While Israel also always gets the blame for creating “impediments to peace” by building settlements, it’s the Arabs who are doing most of the work.
Regavim, a nonprofit dedicated to preventing the illegal seizure of state land, issued a report late last year after comparing aerial photos of the West Bank from 2009 to 2019. The evidence shows that illegal Arab construction in Area C, which is supposed to be under full Israeli military and civilian control, leaped 77 percent.
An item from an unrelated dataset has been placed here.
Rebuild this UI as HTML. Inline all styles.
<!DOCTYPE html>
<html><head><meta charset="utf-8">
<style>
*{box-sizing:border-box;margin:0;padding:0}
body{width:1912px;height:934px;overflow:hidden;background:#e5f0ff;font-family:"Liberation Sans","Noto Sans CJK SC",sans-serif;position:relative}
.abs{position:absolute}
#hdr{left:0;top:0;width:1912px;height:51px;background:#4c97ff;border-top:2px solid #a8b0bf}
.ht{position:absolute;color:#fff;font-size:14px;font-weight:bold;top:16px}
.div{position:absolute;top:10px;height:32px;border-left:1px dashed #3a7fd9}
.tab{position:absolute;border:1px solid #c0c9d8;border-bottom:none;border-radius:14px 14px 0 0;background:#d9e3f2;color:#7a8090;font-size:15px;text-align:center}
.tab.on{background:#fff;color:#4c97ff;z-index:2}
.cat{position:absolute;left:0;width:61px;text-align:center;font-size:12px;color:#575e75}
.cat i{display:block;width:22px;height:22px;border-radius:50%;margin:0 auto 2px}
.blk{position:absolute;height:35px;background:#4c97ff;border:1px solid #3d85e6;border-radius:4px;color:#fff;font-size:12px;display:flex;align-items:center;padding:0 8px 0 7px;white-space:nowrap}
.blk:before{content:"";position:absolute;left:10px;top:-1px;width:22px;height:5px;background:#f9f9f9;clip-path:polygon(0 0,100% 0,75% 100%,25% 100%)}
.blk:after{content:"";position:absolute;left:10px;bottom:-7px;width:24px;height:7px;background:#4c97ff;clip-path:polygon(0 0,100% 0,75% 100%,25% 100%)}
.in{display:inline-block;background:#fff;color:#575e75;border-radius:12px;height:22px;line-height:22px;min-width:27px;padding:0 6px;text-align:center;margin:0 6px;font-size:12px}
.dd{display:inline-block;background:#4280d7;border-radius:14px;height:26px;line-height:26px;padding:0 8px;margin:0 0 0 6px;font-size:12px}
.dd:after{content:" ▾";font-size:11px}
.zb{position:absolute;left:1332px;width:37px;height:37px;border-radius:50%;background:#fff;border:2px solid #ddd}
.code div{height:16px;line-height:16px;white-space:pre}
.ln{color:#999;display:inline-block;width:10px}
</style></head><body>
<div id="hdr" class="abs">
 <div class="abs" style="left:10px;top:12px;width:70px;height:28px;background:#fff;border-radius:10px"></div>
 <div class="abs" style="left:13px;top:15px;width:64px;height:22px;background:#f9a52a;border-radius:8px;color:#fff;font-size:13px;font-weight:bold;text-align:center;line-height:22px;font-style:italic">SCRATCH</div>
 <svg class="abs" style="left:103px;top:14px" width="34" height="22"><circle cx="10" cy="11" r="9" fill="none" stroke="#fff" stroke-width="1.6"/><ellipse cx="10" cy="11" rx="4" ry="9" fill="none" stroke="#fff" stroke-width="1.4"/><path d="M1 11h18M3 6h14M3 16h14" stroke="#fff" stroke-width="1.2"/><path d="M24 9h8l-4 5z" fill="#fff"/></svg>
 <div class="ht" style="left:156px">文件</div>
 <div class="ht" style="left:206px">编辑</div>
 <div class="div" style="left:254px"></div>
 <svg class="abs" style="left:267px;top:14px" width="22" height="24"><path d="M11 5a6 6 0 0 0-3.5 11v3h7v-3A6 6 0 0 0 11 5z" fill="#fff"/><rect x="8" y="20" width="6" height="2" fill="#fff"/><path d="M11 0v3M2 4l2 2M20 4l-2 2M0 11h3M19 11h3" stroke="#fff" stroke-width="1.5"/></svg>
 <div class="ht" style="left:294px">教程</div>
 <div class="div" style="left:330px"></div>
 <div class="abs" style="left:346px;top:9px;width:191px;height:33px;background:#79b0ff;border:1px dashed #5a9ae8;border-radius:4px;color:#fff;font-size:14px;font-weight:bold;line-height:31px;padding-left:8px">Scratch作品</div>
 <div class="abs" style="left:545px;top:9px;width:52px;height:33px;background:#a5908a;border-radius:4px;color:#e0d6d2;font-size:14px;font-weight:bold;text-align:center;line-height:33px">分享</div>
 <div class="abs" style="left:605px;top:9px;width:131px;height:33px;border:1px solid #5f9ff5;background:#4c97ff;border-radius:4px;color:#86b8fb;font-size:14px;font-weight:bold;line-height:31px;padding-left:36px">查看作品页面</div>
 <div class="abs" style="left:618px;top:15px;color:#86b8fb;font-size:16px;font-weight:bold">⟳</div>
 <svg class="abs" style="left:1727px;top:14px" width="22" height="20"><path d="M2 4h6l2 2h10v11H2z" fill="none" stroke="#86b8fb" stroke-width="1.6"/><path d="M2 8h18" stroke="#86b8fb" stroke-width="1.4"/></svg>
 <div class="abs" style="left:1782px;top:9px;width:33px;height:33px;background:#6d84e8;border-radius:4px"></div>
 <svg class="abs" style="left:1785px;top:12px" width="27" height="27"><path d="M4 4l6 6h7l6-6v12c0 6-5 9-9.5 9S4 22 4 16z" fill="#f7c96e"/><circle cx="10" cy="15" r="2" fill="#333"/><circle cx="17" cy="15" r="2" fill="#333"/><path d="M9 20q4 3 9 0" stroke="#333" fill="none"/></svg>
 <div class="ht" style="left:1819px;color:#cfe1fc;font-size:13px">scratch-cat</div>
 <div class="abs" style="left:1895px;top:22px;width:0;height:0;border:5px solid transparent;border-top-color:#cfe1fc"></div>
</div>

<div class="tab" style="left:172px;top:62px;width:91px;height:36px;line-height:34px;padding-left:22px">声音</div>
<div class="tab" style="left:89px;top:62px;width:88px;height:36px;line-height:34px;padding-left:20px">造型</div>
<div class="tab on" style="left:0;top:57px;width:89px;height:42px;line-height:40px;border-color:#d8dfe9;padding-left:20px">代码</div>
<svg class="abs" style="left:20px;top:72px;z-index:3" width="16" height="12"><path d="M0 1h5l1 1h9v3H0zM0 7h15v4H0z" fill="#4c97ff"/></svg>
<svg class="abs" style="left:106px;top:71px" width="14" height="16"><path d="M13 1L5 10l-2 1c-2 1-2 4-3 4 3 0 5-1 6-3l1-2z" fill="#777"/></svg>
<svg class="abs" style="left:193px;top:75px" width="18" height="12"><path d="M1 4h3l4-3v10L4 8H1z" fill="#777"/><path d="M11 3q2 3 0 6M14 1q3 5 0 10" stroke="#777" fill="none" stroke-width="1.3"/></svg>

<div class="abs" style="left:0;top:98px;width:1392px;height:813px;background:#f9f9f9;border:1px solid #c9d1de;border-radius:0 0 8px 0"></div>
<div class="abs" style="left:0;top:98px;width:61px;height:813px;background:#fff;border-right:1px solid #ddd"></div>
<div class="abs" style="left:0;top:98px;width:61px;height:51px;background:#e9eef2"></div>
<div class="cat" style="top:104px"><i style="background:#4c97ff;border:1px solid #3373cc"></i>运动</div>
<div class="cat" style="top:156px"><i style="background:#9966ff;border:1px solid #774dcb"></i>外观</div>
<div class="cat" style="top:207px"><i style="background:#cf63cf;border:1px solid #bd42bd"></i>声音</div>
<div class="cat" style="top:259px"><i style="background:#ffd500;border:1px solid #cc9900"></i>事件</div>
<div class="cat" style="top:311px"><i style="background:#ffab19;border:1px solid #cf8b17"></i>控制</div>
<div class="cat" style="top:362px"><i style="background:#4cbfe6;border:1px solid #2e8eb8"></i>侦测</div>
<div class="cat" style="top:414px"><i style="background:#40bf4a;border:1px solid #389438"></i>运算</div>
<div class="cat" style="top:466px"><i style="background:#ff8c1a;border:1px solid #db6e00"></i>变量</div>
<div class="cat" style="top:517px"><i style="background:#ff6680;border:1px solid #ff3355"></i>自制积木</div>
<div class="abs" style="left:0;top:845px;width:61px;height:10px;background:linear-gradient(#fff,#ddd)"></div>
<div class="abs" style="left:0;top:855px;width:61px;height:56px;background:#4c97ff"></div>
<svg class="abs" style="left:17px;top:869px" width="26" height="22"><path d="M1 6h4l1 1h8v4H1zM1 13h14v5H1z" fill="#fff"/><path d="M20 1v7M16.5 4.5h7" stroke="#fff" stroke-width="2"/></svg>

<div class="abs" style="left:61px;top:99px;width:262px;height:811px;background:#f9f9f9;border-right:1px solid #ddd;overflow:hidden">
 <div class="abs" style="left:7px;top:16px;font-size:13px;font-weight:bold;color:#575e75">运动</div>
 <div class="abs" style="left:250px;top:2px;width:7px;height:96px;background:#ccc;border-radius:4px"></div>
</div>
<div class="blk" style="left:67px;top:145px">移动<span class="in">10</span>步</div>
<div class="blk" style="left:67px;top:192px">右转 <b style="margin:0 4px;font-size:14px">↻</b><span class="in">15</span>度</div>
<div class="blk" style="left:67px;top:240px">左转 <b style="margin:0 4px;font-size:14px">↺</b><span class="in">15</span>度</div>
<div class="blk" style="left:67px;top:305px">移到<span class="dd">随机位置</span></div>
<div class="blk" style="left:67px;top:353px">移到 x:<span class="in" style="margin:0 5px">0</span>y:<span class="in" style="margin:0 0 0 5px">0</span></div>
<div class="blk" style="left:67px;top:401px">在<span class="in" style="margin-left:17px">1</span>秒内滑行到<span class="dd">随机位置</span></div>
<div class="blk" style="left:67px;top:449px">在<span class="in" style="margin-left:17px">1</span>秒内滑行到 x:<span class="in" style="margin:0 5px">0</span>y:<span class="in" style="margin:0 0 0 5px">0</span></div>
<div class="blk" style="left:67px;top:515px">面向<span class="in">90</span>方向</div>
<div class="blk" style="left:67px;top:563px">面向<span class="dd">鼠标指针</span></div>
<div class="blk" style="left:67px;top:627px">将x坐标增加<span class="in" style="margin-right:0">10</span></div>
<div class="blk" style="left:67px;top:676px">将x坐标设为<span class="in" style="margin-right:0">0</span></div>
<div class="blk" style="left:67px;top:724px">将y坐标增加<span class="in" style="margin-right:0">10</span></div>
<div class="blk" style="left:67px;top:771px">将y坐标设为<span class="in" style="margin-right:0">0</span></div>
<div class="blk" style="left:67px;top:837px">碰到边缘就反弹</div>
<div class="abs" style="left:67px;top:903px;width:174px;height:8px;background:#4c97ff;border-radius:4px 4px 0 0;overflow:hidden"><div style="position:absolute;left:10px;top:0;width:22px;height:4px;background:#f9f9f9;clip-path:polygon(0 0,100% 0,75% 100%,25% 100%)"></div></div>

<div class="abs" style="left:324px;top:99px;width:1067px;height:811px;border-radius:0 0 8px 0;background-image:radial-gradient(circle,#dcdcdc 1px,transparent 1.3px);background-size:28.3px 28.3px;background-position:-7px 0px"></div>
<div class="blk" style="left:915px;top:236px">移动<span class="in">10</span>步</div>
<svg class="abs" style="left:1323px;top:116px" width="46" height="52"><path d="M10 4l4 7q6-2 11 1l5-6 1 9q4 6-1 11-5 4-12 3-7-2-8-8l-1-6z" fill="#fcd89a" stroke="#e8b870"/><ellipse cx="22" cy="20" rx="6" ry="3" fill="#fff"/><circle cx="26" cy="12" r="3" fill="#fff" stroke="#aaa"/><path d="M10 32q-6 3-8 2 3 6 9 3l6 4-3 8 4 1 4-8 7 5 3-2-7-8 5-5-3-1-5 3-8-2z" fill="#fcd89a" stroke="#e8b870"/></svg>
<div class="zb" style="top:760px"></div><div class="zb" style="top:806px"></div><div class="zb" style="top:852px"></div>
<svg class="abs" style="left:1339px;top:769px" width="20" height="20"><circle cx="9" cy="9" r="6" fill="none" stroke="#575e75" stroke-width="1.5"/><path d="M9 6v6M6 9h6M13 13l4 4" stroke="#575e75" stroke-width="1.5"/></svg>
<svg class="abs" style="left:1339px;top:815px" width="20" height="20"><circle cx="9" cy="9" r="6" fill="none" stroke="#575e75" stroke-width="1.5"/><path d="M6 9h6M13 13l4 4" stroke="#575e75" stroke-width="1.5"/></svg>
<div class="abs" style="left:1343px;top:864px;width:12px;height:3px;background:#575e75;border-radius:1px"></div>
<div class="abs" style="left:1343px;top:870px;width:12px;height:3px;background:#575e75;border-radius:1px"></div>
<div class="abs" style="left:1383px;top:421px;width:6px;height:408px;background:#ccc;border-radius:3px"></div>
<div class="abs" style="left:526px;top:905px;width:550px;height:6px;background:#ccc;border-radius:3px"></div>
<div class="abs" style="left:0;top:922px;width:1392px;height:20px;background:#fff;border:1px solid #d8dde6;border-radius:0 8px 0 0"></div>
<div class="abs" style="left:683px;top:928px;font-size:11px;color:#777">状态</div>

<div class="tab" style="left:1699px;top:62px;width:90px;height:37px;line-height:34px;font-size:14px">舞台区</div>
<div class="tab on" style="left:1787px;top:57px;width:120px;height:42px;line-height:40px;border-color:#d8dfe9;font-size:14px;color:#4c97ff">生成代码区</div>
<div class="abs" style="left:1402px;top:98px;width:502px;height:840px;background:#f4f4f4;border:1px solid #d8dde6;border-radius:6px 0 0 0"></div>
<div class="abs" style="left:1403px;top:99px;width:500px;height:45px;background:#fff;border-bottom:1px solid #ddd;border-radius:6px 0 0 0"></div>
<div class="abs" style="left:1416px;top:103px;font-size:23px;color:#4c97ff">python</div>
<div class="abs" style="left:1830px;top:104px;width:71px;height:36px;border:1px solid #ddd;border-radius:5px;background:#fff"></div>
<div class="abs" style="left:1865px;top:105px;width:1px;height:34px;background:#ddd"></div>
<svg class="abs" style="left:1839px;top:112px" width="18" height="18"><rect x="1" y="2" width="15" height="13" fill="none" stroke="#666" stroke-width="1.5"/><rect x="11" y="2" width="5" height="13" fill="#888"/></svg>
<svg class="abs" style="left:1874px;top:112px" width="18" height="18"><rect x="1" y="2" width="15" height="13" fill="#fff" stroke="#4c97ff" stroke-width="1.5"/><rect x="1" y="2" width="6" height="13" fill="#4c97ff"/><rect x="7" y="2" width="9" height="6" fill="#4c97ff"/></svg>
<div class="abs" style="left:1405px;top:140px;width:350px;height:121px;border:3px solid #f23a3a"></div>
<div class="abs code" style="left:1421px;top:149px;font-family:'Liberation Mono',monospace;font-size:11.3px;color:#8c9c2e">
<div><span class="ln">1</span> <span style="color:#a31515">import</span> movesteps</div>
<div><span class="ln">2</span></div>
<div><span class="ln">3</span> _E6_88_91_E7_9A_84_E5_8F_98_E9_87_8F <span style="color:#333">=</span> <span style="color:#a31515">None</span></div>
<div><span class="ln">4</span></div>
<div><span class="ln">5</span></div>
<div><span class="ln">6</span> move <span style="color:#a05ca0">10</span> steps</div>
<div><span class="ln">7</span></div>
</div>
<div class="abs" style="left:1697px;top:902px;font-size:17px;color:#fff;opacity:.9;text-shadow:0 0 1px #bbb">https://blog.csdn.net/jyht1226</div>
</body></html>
The PA has gobbled up close to 20,000 acres, compared to about 12,000 in 2009.
During the same period, the rate of growth in Jewish settlements, the vast majority of which are legal, rose just 20 percent, from just under 12,000 acres to 14,000.
In a region where facts on the ground carry far more weight than lofty ideas, this is a very worrisome development.
Professor Hillel Frisch, a senior research associate at the Begin-Sadat Center for Strategic Studies, contends this is all part of the PA’s master plan, and refutes those who dismiss the Palestinian Authority as a failed entity.
“This is wishful thinking,” Frisch wrote in a report he sent out before the weekend. “To the contrary, the PA is winning one of the most important battles it has ever waged against Israel — the creation of rural and urban infrastructure to consolidate control over territory required to create a state.”
Frisch says an array of EU and UN institutions finance these projects and provide most of the knowhow for the PA’s successful strategic settlement drive.
Many of these institutions were participants in this week’s donor conference. When they complain of donor fatigue, it’s more of a ruse to put Israel to sleep, and considering Israel’s lax reaction to a decade long trend, it’s the Israeli government that needs the wakeup call.